** BEGIN RECORDS FOR THIS TASK **
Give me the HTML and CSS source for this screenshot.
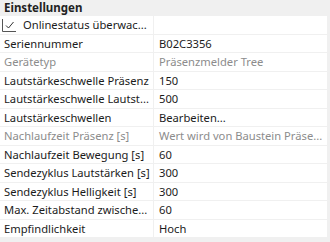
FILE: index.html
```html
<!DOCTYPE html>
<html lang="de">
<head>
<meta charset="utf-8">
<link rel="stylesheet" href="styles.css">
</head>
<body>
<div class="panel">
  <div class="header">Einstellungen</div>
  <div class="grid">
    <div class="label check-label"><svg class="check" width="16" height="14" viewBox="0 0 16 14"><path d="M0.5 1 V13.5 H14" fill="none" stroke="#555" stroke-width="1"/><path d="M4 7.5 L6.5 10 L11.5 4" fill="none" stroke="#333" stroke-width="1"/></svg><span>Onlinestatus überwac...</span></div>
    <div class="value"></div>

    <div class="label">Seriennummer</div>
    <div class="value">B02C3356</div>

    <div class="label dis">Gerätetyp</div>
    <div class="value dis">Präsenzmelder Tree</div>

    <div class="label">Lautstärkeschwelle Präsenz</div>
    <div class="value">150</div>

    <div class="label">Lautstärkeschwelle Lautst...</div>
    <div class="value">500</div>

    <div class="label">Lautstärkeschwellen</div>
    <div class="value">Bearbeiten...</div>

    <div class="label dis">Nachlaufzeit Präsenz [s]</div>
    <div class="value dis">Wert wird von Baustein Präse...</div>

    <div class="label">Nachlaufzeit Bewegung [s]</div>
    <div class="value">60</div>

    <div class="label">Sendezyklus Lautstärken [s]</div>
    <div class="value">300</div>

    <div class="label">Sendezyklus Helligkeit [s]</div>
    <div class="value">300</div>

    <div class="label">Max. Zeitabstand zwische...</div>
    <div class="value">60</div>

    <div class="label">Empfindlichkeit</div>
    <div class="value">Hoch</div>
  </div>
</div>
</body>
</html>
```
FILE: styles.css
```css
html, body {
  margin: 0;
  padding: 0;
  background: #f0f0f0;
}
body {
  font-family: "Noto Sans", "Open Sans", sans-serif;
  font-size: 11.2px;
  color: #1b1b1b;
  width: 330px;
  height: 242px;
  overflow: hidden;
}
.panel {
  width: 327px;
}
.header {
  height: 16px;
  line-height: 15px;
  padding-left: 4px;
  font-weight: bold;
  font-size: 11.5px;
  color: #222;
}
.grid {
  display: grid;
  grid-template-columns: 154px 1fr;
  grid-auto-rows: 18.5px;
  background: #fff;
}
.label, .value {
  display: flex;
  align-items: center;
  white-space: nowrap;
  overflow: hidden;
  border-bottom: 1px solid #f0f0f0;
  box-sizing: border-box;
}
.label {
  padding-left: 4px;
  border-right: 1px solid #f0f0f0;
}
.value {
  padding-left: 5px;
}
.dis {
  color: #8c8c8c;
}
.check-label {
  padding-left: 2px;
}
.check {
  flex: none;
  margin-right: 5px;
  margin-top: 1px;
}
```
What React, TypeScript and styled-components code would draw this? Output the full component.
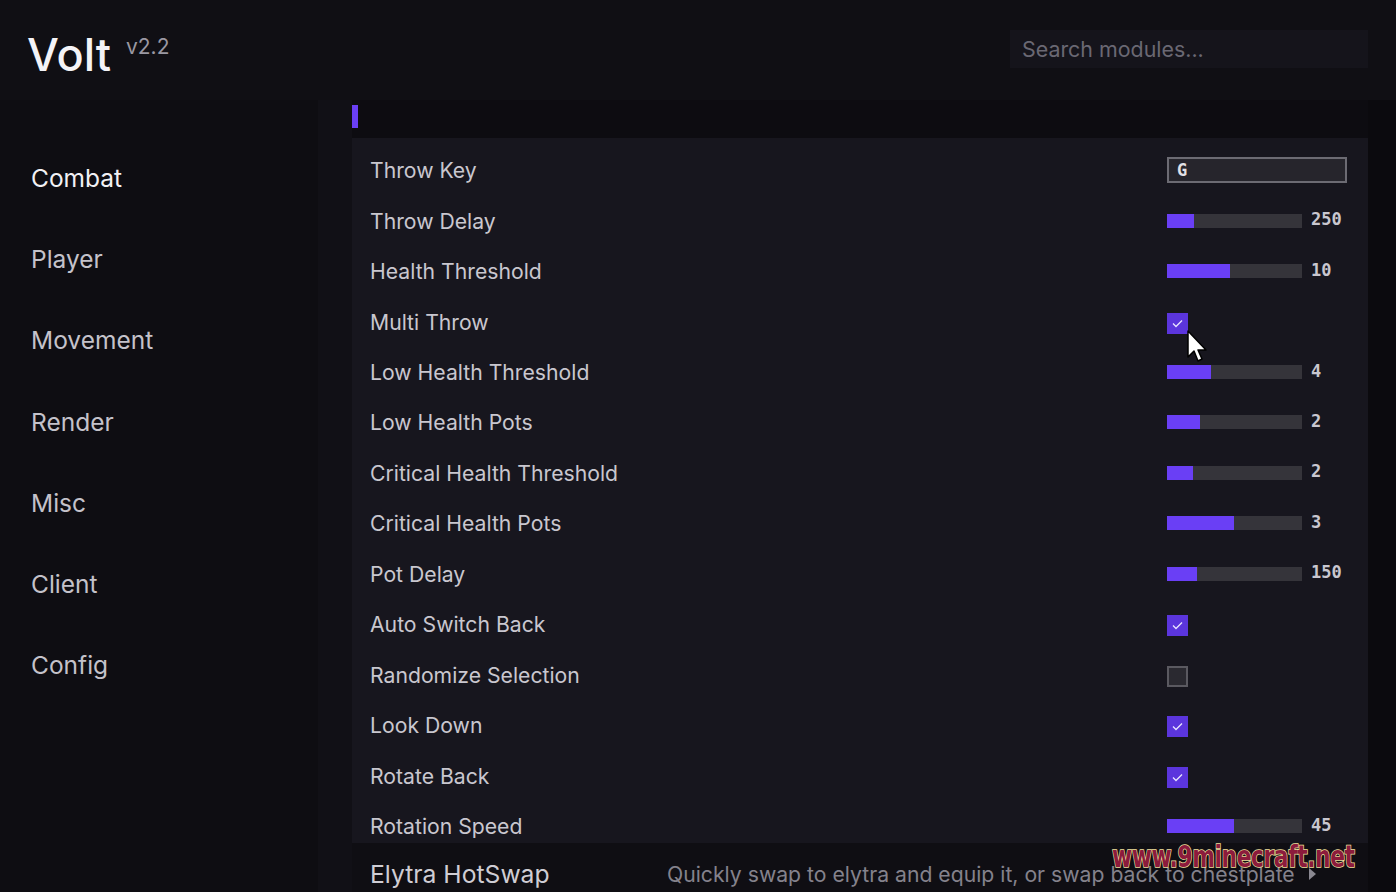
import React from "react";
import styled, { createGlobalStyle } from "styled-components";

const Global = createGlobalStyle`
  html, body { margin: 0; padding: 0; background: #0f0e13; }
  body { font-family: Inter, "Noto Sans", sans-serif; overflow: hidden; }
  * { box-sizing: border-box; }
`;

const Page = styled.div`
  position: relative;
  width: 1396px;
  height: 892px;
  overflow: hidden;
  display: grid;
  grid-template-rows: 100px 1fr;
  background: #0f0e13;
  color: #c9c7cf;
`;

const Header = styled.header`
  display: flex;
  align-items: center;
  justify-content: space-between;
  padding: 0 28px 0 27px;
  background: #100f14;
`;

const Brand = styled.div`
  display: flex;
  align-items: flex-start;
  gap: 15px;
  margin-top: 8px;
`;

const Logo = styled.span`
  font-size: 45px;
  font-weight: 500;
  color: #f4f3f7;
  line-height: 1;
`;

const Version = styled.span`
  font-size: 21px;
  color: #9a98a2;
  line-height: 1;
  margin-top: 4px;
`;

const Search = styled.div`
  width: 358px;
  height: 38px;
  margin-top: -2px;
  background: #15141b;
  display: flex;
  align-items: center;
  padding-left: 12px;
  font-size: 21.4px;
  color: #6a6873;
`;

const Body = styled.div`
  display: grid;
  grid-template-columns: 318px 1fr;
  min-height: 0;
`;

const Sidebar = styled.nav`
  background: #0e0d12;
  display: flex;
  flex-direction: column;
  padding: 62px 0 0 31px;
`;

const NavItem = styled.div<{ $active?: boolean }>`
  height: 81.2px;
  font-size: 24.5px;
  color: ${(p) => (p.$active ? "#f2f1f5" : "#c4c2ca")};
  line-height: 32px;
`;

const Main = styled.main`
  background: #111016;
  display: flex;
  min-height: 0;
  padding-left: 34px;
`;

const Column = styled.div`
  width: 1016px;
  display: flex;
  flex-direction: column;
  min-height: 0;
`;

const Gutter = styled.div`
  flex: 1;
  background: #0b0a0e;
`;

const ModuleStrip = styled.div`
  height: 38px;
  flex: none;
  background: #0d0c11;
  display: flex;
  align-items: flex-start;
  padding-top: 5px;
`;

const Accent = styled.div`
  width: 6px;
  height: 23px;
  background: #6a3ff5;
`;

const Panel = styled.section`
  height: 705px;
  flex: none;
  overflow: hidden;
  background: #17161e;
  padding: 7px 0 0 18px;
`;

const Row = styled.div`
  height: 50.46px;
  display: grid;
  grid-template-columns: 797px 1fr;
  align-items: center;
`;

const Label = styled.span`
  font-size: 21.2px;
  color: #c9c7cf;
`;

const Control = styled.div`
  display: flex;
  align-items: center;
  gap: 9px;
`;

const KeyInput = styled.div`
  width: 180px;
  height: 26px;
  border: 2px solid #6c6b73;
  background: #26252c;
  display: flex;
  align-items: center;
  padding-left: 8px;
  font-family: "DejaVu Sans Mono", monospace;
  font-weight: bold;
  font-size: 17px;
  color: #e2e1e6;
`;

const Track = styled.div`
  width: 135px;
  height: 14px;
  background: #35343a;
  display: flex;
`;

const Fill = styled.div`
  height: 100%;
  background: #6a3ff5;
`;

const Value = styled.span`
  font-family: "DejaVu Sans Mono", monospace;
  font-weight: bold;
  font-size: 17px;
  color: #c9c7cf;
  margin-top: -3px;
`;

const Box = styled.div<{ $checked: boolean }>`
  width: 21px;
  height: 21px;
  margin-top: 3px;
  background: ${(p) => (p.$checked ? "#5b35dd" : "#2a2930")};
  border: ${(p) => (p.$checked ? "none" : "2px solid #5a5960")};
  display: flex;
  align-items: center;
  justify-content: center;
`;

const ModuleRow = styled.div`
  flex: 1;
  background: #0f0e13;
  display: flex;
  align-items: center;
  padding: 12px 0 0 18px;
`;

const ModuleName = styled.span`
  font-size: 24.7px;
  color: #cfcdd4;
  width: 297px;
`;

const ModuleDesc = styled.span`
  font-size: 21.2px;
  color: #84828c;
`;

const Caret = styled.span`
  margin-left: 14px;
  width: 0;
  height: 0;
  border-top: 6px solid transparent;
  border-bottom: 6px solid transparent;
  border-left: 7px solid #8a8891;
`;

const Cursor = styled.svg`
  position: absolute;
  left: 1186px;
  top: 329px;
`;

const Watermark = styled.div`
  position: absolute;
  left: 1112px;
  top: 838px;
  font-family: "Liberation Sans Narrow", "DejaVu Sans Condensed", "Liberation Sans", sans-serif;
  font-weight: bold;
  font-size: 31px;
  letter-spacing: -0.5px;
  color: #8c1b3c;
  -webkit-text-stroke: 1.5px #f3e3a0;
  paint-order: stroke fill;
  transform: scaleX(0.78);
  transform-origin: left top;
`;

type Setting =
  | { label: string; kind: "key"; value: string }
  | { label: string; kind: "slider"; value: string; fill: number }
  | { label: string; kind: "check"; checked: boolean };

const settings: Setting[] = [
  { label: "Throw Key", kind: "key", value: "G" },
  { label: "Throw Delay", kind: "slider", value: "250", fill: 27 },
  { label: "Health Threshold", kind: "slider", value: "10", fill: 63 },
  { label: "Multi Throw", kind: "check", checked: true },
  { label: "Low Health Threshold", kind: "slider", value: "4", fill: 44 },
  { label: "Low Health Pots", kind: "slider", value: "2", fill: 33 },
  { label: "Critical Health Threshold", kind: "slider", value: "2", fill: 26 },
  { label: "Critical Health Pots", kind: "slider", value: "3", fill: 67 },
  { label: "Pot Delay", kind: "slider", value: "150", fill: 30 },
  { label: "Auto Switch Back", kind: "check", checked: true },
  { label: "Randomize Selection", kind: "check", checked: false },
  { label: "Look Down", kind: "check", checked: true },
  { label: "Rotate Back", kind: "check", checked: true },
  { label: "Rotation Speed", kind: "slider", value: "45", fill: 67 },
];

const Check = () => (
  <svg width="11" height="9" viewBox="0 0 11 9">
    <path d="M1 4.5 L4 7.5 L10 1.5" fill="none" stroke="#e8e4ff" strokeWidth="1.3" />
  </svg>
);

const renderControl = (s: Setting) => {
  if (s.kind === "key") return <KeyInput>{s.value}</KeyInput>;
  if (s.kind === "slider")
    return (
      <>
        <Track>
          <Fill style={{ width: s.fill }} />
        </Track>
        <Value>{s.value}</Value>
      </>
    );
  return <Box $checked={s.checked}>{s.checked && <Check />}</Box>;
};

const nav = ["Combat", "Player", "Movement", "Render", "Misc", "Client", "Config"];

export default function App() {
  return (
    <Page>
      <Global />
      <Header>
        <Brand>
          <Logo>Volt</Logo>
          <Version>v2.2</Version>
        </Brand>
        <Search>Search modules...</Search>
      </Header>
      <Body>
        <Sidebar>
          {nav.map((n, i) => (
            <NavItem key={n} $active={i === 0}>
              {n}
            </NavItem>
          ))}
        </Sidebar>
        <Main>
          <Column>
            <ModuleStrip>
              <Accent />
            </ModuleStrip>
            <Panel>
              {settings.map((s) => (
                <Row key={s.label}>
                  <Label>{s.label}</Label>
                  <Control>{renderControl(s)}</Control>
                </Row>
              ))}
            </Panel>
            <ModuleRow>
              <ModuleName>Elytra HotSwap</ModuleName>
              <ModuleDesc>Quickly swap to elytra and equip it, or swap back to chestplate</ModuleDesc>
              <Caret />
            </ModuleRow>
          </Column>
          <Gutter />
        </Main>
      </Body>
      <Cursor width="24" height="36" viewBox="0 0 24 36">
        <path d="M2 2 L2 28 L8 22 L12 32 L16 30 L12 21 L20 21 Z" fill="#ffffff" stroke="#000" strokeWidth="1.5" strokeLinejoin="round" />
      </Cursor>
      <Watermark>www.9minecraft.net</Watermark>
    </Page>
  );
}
** END RECORDS FOR THIS TASK **
- [WHAT TO DO]
Collect the lines that hold "components".

- [RESULT OF THIS EXERCISE]
What React, TypeScript and styled-components code would draw this? Output the full component.
import styled, { createGlobalStyle } from "styled-components";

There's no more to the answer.